• _Goal_
Begin with the first line of the material and write out each line exactly, ending with the line that contains "import React from". Pictures are not part of the copy.

• _Given information_

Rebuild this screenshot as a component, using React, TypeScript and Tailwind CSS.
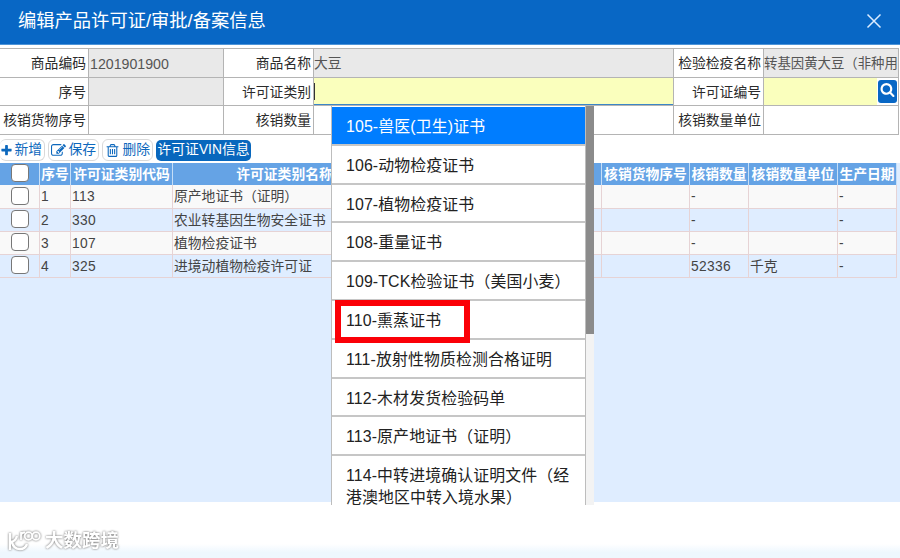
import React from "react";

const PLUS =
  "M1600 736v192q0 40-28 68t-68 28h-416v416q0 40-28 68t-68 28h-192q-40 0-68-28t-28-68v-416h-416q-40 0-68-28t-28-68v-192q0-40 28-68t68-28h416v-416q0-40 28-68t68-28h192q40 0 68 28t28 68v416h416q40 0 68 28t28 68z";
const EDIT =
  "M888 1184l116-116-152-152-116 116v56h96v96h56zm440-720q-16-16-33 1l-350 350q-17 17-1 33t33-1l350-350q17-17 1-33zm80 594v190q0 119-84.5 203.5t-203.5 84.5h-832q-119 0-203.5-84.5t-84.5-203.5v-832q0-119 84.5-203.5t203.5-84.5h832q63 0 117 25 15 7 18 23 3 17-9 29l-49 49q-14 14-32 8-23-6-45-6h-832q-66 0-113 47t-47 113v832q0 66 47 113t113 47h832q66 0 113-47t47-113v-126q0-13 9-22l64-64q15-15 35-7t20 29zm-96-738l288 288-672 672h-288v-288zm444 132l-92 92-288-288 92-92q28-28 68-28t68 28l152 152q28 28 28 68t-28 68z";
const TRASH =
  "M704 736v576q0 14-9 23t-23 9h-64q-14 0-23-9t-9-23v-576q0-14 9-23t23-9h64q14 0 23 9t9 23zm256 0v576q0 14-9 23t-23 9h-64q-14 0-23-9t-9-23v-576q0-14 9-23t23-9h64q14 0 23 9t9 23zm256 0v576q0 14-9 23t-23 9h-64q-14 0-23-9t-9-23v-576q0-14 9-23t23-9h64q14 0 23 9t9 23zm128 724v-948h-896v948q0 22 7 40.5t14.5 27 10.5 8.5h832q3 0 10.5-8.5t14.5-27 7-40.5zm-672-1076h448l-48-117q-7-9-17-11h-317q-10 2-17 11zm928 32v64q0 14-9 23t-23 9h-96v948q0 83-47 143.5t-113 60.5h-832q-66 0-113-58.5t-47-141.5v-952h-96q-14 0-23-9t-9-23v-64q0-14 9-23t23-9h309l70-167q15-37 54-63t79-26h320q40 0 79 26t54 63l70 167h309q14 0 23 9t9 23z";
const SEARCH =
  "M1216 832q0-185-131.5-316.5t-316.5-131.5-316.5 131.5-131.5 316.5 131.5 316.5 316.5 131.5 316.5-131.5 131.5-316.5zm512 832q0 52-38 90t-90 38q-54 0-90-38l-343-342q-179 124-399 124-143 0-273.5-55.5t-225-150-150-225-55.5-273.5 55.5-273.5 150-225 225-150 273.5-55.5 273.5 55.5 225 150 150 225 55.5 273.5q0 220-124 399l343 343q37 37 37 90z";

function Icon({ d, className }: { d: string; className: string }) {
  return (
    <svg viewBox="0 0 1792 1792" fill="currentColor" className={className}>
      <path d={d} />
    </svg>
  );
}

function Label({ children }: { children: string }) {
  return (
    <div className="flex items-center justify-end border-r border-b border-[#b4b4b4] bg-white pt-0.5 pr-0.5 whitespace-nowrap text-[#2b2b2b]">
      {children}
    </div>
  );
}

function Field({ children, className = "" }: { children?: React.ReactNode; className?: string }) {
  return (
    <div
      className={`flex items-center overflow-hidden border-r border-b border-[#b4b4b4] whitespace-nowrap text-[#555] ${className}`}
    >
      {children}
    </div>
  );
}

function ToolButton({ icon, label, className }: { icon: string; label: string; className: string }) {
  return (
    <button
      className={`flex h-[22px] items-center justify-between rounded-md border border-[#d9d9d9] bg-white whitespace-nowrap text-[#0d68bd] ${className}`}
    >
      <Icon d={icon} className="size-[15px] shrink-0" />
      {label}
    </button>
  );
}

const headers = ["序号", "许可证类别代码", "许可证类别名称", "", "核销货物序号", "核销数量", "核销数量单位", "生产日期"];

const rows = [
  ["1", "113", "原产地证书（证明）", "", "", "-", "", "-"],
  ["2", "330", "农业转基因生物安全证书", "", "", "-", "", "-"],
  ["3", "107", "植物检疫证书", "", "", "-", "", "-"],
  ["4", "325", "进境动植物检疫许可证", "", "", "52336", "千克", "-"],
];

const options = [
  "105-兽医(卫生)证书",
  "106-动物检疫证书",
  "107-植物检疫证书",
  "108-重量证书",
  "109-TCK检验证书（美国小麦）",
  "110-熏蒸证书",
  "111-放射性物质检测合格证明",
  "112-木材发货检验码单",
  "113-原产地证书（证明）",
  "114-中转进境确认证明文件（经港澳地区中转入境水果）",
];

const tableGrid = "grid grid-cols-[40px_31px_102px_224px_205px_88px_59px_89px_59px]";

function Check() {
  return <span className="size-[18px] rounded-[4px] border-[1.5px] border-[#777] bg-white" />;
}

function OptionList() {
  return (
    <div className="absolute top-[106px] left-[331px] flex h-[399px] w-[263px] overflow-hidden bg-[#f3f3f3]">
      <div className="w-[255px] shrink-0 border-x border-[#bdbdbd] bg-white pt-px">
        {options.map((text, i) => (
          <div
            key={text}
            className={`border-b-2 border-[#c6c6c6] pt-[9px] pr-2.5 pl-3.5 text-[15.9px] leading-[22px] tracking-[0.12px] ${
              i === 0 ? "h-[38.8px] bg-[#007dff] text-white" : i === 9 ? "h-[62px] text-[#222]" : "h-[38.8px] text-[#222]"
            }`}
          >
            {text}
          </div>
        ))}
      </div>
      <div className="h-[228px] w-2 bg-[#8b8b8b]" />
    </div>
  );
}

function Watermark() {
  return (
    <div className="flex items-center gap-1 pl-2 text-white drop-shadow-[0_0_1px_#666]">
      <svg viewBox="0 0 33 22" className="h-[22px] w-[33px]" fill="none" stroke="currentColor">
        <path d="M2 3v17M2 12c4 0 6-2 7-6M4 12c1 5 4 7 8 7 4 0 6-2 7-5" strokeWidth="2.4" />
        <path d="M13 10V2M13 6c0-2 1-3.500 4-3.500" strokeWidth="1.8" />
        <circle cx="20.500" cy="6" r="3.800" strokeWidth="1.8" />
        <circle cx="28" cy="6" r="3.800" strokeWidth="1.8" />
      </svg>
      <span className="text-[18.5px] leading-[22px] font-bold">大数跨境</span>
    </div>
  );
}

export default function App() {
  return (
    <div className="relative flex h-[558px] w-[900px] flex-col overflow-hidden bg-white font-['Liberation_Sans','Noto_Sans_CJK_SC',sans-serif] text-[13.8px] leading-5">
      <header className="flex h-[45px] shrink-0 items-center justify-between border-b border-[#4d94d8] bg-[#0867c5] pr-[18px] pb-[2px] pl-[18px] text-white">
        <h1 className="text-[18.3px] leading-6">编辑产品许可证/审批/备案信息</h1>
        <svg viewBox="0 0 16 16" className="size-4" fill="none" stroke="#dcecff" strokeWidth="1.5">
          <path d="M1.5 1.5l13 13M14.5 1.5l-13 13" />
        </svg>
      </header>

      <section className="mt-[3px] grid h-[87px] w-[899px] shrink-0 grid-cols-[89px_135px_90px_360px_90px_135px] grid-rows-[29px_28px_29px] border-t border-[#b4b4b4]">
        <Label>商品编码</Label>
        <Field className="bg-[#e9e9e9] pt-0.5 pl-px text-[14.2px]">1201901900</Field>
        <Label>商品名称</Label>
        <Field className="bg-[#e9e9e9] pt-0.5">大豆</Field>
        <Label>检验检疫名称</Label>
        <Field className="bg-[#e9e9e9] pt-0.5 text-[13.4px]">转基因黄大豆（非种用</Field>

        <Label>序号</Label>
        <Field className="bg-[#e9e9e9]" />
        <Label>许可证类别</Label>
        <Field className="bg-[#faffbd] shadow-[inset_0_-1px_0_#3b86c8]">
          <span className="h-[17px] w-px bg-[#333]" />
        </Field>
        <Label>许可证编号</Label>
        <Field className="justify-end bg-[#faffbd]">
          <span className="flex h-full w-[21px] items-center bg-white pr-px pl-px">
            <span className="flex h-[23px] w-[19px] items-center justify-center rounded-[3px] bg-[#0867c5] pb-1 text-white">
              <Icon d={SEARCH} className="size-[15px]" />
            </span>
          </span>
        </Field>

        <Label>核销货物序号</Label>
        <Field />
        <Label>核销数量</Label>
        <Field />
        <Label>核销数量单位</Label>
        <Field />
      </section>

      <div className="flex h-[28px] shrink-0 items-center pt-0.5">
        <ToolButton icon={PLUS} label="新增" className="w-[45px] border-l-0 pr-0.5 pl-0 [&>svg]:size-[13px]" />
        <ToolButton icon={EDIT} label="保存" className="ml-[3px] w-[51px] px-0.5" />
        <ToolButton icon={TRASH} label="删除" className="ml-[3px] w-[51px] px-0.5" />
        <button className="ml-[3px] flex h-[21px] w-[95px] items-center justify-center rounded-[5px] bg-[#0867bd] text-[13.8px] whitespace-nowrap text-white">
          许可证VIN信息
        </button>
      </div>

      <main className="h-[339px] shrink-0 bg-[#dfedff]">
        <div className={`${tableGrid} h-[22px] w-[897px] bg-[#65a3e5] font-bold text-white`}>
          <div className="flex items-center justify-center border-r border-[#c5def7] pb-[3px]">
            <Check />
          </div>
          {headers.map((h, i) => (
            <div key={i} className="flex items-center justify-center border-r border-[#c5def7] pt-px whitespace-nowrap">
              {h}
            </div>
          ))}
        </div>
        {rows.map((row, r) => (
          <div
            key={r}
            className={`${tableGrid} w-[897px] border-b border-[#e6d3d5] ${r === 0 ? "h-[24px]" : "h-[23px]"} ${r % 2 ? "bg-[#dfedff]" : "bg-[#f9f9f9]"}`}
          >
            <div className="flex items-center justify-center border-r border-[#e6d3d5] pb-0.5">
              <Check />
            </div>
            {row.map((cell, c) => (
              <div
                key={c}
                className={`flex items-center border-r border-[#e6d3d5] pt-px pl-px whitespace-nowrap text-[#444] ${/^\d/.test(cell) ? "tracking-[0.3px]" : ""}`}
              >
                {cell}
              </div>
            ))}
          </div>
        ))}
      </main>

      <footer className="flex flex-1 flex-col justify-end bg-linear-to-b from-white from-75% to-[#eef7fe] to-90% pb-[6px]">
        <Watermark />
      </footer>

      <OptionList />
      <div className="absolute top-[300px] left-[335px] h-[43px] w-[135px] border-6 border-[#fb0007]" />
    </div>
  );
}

• _Finished answer_
Rebuild this screenshot as a component, using React, TypeScript and Tailwind CSS.
import React from "react";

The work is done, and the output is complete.